A couple rare species of the serpents are — maybe — in the way of a sewer construction project in Johnson County, where the Board of County Commissioners is scheduled to vote Thursday morning on a plan to create an 11-acre habitat for the displaced creatures.
John O’Neil is the county’s waste water operations director. He says two species on the Kansas list — redbelly snakes and smooth earth snakes — are believed to live along an oak and hickory lined creek near where the county is placing sewer lines for a planned housing development in Shawnee.
“We don’t actually know the snakes are there,” O’Neil said. “But Wildlife and Parks has determined we would degrade their environment.”
Estimated cost for the makeshift serpentarium: $250,000 to $500,000.
Median-priced homes for humans in the county is less, or about $210,000, according to the latest U.S. Census figures.
The idea makes County Commissioner Calvin Hayden squirm. He represents a largely unincorporated area beyond the sprawling Kansas City suburbs that make Johnson the state’s leading county in per capita income.
“It’s asinine,” he says.
“Kansas, in its infinite wisdom, is only state out of the entire 50 in the nation that has decided these two snakes need protection,” Hayden said. “It’s an extremely expensive and poor use of taxpayers’ money.”
It’s also is the law, says Eric Johnson, ecological services section chief at the Kansas Department of Wildlife and Parks headquarters in Pratt.

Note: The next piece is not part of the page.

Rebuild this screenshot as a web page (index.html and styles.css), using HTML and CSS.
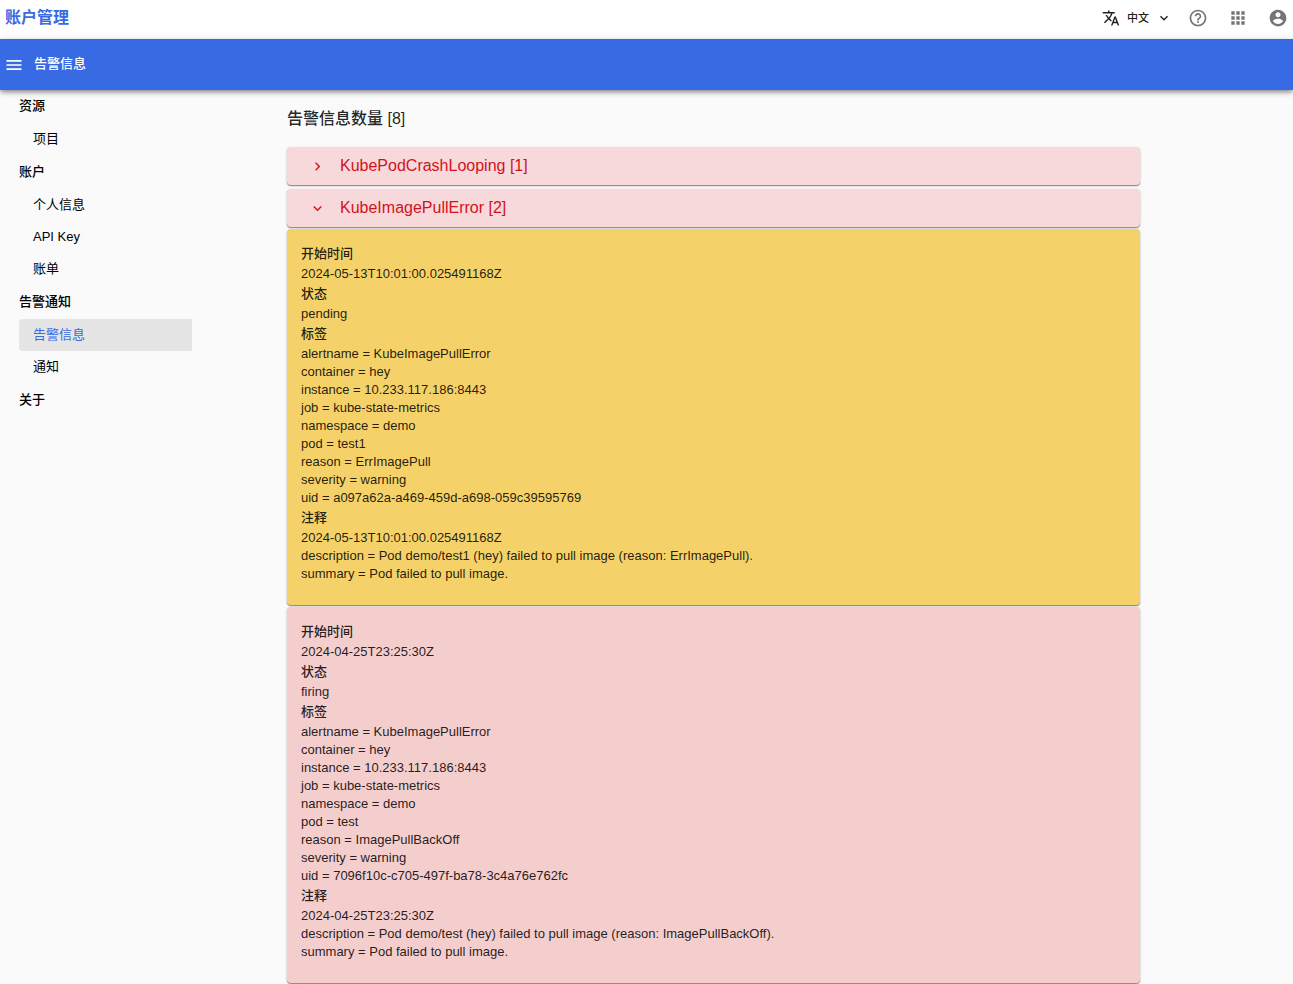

Specifically, the Kansas Nongame and Endangered Species Conservation Act of 1975 requires developers to provide a suitable habitat for any threatened or endangered wildlife whose environments they would disturb. Wildlife and Parks counts about five dozen fish, reptiles, bugs and other creatures as threatened or endangered.
Kansas developers typically tackle about 1,800 projects a year that require some form of environmental inspections, Johnson said.
“We can work out something with most of them ahead of time to assure they comply,” he said.
Of those 1,800, maybe about 10 cases a year are a bit more slippery, such the one in Johnson County.
The county has some wooded land next to a water treatment plant in southern Overland Park, where the snakes could go. But Wildlife and Parks says that land needs to be upgraded, removing all non-native plants growing there and putting in more oak and hickory to shed leaves — the snakes live underneath.
“We’re in the sewer-building business, not the snake protection business,” O’Neil said. “We hired some consultants, they calculated what needed to be done, and that’s when the costs started going up.”
Wildlife and Parks analysts once calculated the cost of moving the snakes at less than $200,000, though each side says it doesn’t understand the other’s numbers.
With no more evidence than anyone has presented that snakes in the county would be hurt, “If we lay down and let this happen, shame on us,” Hayden says.
Board members Thursday can choose to approve or reject a proposed settlement with Wildlife and Parks, or table it for further work.